| Short exercise |
Take the lines beginning with the one that contains "Clone this screenshot" and ending with the one that contains "number; text: string;", and set them down exactly. Omit all pictures.

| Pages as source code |
--- --- ---

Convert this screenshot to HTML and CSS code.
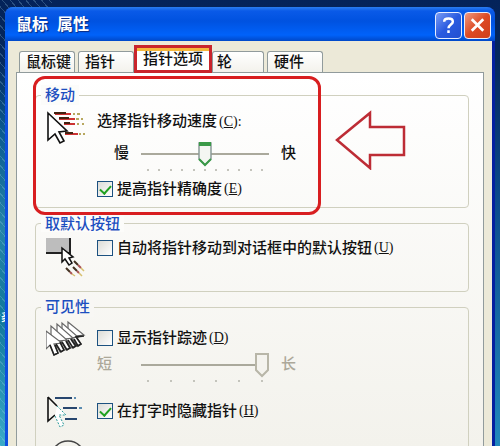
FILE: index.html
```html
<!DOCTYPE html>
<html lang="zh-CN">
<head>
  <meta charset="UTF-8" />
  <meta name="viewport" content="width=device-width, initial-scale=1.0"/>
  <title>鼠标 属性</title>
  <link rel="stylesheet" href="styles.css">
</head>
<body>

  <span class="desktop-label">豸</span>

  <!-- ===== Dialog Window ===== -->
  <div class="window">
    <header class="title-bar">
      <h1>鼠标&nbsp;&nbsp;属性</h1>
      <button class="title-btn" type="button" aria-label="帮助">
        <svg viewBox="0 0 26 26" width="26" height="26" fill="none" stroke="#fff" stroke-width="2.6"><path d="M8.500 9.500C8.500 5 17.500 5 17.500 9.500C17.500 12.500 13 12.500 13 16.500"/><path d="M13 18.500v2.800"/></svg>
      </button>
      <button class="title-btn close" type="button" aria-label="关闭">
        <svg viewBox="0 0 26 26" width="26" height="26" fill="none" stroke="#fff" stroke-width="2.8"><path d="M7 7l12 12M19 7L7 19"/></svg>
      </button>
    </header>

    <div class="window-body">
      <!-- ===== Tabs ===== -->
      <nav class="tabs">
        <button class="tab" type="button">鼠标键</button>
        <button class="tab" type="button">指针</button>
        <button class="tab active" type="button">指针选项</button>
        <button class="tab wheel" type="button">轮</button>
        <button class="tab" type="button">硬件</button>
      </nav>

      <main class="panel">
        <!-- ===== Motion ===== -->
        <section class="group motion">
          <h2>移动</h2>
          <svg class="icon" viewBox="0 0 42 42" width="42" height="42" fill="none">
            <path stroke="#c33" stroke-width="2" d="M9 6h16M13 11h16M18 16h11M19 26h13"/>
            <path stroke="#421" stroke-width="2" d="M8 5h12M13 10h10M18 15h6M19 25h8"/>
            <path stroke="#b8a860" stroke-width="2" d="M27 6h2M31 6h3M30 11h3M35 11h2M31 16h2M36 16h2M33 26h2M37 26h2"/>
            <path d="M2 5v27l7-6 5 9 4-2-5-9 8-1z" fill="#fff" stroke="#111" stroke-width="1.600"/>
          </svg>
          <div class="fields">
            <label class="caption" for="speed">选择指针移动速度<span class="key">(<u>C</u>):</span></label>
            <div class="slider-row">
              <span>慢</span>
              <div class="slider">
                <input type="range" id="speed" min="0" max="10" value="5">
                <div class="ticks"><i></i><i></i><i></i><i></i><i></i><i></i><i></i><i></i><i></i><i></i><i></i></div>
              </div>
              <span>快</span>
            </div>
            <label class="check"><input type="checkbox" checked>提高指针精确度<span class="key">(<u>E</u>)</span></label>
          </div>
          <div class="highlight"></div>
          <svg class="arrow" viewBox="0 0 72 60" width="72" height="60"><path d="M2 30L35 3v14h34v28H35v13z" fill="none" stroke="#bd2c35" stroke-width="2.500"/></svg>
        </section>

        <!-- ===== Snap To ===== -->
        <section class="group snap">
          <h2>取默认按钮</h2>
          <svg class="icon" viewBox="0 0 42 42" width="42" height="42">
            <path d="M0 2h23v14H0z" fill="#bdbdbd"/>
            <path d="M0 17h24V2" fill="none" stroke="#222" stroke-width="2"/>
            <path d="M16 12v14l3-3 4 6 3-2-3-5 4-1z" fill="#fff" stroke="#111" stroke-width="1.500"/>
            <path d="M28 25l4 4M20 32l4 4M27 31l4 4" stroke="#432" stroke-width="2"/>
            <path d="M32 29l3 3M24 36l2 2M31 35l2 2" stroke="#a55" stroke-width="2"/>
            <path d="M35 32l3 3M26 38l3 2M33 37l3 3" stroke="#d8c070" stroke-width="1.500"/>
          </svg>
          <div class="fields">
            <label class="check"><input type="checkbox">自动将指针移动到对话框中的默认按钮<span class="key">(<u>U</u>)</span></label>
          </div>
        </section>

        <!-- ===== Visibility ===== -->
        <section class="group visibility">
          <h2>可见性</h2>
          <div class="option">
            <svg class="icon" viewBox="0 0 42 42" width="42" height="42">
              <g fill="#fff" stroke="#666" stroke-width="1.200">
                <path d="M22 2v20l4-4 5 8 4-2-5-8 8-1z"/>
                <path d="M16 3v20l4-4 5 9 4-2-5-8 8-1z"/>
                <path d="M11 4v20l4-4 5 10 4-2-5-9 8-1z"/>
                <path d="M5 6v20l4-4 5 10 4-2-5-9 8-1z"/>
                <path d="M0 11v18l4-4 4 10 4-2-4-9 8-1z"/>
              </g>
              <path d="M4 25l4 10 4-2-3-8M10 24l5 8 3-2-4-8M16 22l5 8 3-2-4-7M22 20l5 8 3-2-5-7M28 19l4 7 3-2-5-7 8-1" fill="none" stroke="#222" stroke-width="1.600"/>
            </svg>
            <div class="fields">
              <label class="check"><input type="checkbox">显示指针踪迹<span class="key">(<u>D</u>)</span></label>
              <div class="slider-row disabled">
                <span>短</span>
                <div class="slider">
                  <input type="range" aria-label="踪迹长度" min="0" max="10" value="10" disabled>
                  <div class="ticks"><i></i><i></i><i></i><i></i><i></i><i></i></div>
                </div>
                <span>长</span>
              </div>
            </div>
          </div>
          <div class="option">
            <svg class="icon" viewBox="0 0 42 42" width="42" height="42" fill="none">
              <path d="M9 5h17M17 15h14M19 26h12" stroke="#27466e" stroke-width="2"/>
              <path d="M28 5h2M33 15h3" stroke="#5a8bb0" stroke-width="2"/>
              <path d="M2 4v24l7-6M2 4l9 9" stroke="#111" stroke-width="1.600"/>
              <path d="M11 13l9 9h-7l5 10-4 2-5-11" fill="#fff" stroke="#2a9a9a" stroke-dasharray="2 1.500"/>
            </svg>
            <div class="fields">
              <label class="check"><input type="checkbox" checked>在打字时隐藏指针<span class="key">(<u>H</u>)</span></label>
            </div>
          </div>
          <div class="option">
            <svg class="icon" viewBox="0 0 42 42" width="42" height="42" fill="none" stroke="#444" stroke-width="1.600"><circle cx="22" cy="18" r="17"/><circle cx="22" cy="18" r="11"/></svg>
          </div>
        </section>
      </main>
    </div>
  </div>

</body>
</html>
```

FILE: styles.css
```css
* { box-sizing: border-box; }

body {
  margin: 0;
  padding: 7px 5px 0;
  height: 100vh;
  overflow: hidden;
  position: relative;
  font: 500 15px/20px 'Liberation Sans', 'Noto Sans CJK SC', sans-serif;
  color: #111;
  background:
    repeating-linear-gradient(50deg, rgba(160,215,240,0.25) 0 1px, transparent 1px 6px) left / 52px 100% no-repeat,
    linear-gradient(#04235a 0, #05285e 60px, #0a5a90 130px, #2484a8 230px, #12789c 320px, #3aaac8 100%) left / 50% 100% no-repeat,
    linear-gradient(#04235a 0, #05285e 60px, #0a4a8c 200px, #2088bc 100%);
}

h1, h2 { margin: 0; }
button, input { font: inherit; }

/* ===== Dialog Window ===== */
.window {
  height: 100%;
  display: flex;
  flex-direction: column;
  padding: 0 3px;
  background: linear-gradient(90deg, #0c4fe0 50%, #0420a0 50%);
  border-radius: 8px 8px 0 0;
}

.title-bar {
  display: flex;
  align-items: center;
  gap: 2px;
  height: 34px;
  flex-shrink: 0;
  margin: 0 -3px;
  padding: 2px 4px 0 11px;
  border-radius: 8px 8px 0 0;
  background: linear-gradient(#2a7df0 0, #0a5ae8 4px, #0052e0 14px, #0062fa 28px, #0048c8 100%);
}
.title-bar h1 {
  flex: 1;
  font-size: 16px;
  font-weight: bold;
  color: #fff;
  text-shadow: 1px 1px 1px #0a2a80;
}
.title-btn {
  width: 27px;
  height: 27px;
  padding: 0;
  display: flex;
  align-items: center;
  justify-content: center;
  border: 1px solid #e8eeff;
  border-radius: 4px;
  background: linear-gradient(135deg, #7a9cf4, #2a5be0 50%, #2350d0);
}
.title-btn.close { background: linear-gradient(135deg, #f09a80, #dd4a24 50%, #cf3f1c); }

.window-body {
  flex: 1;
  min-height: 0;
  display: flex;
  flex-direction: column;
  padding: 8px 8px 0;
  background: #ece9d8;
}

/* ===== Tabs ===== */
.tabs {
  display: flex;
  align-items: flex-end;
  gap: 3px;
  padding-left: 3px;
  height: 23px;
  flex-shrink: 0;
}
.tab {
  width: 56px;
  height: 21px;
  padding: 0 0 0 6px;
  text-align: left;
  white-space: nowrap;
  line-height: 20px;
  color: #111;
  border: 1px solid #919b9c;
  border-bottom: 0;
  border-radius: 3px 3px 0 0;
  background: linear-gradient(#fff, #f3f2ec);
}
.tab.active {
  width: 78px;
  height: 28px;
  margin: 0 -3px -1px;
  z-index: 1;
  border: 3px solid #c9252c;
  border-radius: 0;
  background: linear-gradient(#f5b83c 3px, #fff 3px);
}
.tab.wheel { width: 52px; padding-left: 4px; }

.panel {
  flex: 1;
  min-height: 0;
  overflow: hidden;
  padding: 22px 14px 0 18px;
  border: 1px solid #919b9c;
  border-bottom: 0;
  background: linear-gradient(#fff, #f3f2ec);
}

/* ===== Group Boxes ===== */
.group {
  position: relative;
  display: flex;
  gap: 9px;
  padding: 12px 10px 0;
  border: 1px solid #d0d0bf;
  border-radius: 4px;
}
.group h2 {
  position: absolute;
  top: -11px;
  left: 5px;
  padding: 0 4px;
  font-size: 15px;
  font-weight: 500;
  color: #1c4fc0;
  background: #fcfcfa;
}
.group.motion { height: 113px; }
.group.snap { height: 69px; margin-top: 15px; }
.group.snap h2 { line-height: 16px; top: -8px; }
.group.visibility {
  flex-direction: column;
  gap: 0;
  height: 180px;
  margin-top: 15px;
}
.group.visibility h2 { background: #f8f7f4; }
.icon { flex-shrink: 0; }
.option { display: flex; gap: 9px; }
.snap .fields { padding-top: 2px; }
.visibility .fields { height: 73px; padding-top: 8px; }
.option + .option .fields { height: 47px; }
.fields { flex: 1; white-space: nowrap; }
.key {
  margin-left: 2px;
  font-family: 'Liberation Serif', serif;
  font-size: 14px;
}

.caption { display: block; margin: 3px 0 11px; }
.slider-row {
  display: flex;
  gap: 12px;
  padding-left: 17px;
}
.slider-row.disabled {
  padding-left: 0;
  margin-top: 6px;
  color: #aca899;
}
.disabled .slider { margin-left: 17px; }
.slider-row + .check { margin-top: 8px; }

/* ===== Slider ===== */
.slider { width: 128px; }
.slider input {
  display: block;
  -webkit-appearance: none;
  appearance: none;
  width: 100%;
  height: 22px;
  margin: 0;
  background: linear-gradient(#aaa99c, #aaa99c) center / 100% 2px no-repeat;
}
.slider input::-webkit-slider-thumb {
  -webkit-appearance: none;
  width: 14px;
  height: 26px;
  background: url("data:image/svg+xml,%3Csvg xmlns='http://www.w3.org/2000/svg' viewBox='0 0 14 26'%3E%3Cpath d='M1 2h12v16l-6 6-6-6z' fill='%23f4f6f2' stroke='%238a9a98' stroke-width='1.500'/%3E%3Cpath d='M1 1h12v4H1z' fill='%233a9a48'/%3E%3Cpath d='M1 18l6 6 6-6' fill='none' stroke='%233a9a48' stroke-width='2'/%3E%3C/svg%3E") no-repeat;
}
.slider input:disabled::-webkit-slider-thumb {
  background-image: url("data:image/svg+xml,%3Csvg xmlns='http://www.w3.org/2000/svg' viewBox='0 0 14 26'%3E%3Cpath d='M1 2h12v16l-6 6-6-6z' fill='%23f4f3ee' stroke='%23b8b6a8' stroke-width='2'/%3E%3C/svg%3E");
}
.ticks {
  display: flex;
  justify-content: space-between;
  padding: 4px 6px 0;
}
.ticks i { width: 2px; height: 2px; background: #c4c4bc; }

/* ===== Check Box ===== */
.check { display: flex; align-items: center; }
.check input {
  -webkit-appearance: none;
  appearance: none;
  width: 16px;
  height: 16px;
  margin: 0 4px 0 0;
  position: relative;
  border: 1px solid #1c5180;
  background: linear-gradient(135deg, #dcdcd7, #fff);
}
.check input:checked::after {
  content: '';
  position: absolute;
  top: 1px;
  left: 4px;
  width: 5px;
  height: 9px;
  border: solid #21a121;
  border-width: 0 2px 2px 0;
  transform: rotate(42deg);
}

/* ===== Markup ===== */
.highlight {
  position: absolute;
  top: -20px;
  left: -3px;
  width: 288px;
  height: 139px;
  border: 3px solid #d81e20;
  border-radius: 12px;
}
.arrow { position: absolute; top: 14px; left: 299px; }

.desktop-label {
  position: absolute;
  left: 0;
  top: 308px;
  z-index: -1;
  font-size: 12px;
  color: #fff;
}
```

--- --- ---

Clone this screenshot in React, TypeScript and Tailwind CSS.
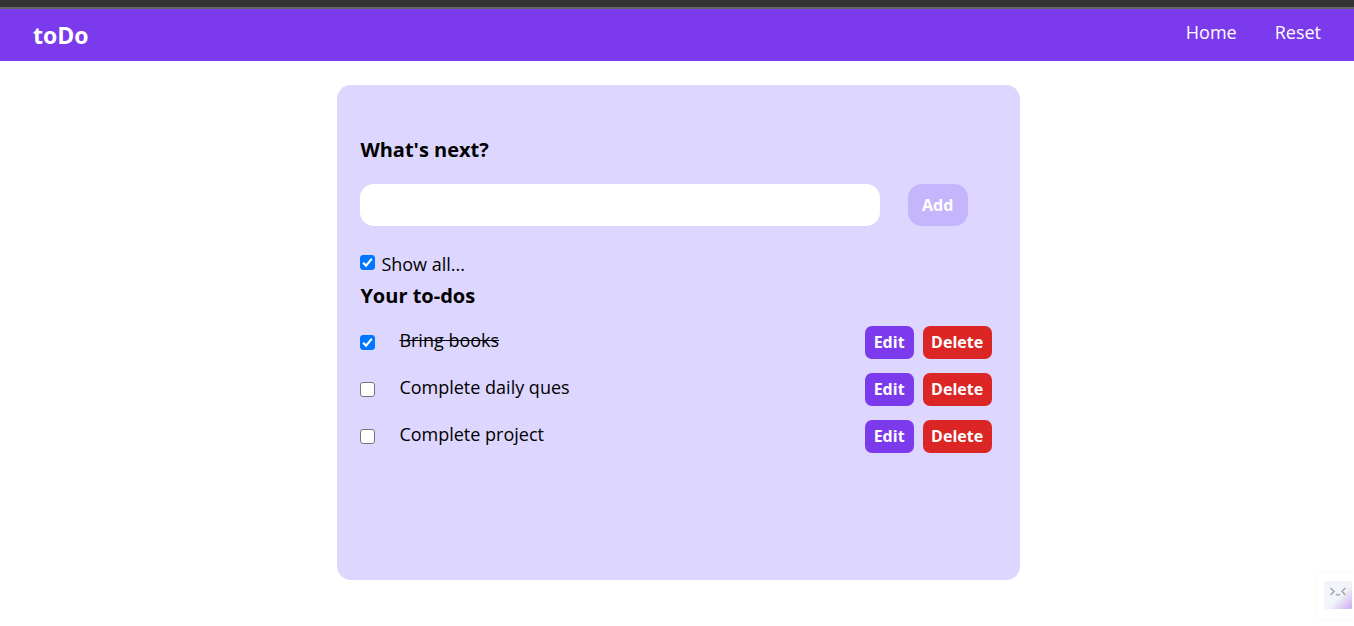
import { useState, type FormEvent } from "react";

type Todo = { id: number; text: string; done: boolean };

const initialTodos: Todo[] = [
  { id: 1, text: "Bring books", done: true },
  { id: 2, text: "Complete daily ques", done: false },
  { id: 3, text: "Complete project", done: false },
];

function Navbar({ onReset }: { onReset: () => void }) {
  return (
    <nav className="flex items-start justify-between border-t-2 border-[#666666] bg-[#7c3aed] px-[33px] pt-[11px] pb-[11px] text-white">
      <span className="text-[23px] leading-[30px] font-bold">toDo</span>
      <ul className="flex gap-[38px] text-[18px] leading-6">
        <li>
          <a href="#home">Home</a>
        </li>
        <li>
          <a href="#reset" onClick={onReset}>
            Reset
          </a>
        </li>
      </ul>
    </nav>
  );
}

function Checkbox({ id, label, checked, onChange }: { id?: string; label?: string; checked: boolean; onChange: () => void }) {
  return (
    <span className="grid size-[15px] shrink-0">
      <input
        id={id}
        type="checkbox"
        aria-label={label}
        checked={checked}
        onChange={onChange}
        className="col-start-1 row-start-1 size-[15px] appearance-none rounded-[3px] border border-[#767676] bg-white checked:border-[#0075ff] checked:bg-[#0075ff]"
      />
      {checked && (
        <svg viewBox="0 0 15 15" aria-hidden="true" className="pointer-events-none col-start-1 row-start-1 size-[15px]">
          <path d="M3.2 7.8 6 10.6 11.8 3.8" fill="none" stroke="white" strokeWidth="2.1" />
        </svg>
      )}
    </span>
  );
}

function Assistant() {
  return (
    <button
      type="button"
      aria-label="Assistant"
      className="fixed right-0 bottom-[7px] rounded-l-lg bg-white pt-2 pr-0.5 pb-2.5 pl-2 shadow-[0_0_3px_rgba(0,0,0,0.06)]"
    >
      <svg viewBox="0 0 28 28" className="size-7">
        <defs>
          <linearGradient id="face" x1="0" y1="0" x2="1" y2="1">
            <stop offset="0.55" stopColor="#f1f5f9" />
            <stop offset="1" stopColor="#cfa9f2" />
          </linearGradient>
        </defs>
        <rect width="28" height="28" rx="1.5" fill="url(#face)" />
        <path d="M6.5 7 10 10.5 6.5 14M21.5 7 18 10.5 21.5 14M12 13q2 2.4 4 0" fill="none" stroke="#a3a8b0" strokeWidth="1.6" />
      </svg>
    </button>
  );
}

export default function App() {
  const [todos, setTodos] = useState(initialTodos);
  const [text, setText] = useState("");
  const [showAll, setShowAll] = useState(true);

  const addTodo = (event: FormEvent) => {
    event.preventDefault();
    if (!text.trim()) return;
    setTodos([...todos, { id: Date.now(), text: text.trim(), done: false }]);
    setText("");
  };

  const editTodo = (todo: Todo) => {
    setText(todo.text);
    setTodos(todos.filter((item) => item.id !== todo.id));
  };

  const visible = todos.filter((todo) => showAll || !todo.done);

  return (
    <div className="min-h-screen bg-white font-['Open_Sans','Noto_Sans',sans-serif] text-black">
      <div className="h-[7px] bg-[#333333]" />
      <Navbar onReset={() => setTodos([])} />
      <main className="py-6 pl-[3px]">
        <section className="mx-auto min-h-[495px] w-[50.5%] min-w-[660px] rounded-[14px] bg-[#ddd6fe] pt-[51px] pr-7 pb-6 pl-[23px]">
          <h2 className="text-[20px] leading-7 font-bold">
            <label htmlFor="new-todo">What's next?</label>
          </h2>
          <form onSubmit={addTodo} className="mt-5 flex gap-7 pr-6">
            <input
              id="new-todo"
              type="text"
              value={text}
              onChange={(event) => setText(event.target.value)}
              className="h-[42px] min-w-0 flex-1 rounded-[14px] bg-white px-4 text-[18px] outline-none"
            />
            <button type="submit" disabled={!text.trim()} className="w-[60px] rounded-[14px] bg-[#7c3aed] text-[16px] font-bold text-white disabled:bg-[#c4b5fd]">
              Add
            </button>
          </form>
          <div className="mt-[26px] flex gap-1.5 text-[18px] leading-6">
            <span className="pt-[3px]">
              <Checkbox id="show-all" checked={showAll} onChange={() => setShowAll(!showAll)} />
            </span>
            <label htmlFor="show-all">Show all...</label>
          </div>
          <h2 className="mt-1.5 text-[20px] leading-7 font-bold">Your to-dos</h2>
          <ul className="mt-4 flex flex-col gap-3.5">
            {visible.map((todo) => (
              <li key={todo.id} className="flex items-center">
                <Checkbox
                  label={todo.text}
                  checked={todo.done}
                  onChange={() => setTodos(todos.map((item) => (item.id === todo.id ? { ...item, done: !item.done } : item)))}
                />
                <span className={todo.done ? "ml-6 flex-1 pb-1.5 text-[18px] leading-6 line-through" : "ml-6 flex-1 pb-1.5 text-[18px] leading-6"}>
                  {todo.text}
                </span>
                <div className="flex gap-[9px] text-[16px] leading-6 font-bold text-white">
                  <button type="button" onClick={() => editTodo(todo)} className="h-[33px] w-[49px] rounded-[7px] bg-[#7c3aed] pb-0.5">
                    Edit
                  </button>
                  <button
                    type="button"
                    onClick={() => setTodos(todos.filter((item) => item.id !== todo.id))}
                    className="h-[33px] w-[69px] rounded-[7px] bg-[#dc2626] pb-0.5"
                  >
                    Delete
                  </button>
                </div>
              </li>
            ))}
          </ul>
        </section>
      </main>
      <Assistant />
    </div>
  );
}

--- --- ---

| Full answer |
Clone this screenshot in React, TypeScript and Tailwind CSS.
import { useState, type FormEvent } from "react";

type Todo = { id: number; text: string; done: boolean };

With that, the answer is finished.